Braxton Bragg was an ill-tempered, largely failed Confederate general from a slave-owning family whose history has been omitted from the training curriculum for troops on the installation that bears his name. But many service members and residents of the adjacent town have learned all about him in recent months.

Still, ambivalence about renaming Fort Bragg, the largest base in the nation, runs deep.

“In a sense, changing the name will be a loss,” said Sonji Clyburn, a veteran of Fort Bragg who lives here in Fayetteville, where at least two streets and several businesses are named after the base, and everyone knows someone who was “back at Bragg.” But, she added, “I do understand people’s perspectives on this.”

Last year, Congress ordered that 10 Army posts be stripped of their Confederate names, a central piece of a larger American movement to dismantle Confederate symbols in the wake of the killing of George Floyd.

President Donald J. Trump vetoed the bipartisan legislation that contained the provision directing the military to change the base names. He singled out Fort Bragg in his objections during one interview, calling the base “a big deal.” His veto was easily overridden in his final days in office.

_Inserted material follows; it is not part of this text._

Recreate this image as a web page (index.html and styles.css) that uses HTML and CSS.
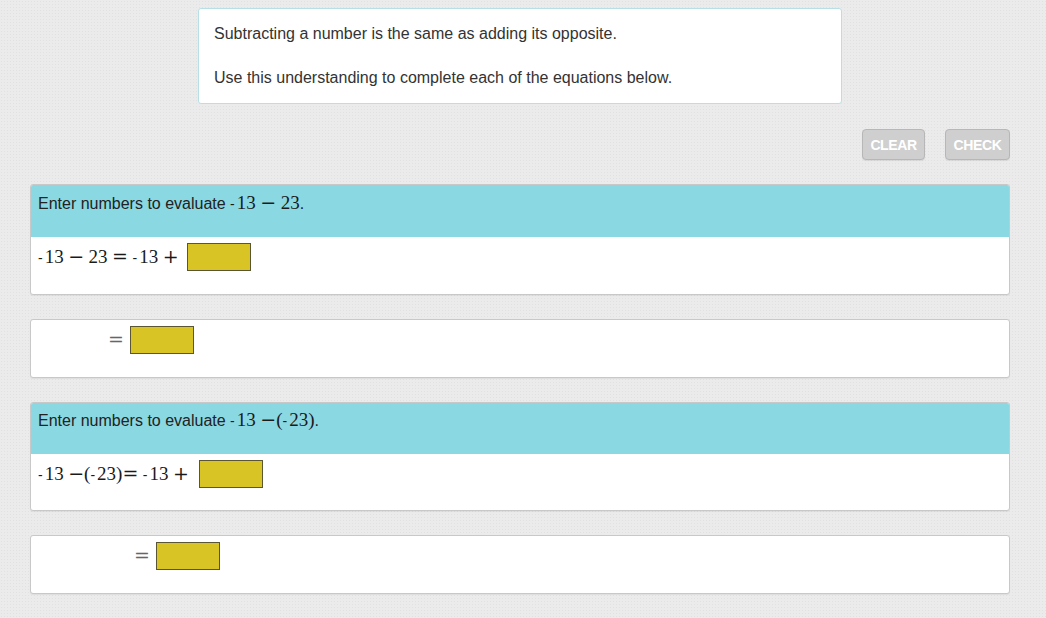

A commission appointed by Congress to oversee the renaming has asked communities surrounding the bases to play a role in picking the new names. The public may also suggest names on a website, which has so far logged 27,000 recommendations. “I will say some of those suggestions on the website are quite intense,” said Michelle Howard, a retired naval admiral who is now the chairwoman of the commission, said this week. “There are some folks who are distinctly opposed and the verbiage they use is quite deliberate.”

The commission, which has until 2022 to make its final recommendations, briefed lawmakers this week on its preliminary findings.

For some communities, the bases are an economic boon. Fort Bragg, which is home to the storied 82nd Airborne Division and the Special Forces, is also central to the identity of a region in the shadows of the research triangle to the north.

“A lot of people have spent a pivotal time in their lives here,” said Kathy Jensen, the mayor pro tem of Fayetteville, a city with 208,501 residents that sits next to the base.